You must figure out, over time, what you need to do to live with yourself. This pain is worse than death because there is no closure and you never get to realize it’s all over and try to move on. Every day, you know your son is out there, and you wonder if he remembers you, misses you and if one day you might get to see him, hug him again.
It is easy to stay in bitterness. It is easy to become hard. Trust has been broken and the one who broke it has little interest in regaining any trust with you again. The truth here is that you have to learn to trust yourself. You have to decided if, one day, you are willing to enter that vulnerable land of love and relationship again. I don’t know what your decision is. If you do return to love again, I can guarantee that you will be hurt again. Hopefully never this badly again, but when you open yourself up, you can and will be hurt, even if it is accidental or coincidental and not deliberate. Take the time you need to love yourself, trust yourself and do your best to take good care of you. I wish you the best. Please write again. I care.

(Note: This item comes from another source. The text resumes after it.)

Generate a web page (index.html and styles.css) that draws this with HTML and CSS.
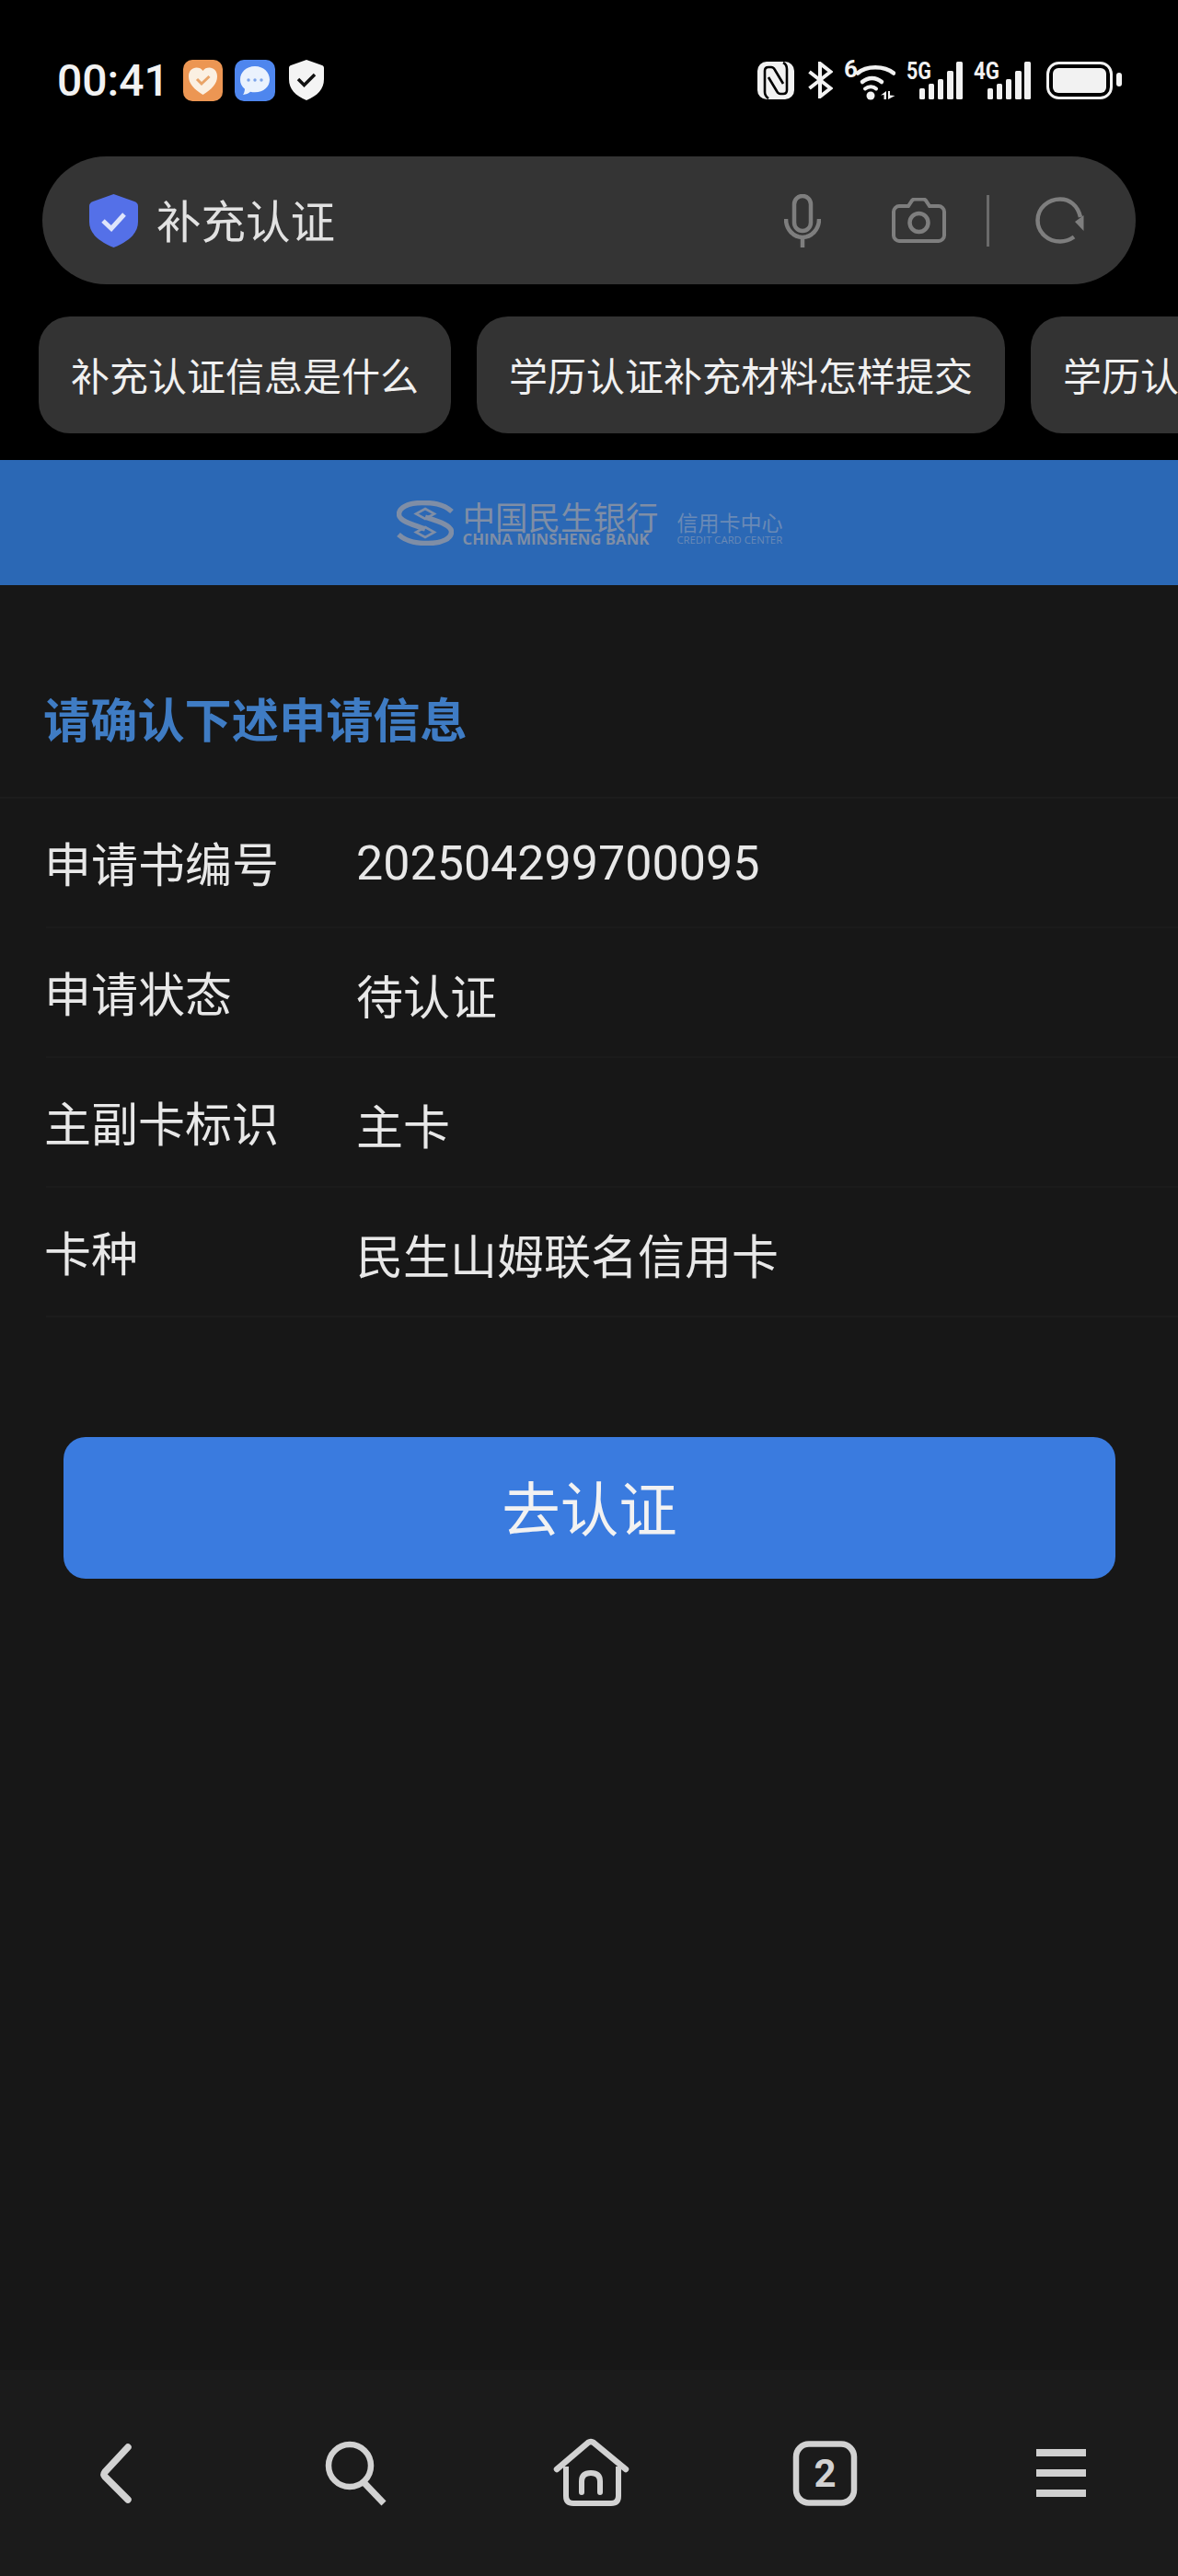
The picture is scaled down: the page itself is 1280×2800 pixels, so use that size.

I leave you with two quotes that came to mind as I first read your letter. They are both quotes of hope in the midst of pain. Love in the midst of hate. You have to be who you are, and who you are is not the same as what has been done to you. None of this is your fault in any way, and when you are able, I hope these quotes bring some hope to you in rebuilding yourself.
Christine Cantrell, PhD
Licensed Psychologist
Be soft. Do not let the world make you hard. Do not let pain make you hate. Do not let the bitterness steal your sweetness. Take pride that even though the rest of the world may disagree, you still believe it to be a beautiful place.
Kurt Vonnegut, Jr.
Writer
The Paradoxical Commandments
by Dr. Kent M. Keith
- People are illogical, unreasonable, and self-centered.
Love them anyway.
- If you do good, people will accuse you of selfish ulterior motives.
Do good anyway.
- If you are successful, you win false friends and true enemies.
Succeed anyway.
- The good you do today will be forgotten tomorrow.
Do good anyway.
- Honesty and frankness make you vulnerable.
Be honest and frank anyway.
- The biggest men and women with the biggest ideas can be shot down by the smallest men and women with the smallest minds.
Think big anyway.
- People favor underdogs but follow only top dogs.
Fight for a few underdogs anyway.
- What you spend years building may be destroyed overnight.
Build anyway.
- People really need help but may attack you if you do help them.
Help people anyway.
- Give the world the best you have and you’ll get kicked in the teeth.
Give the world the best you have anyway.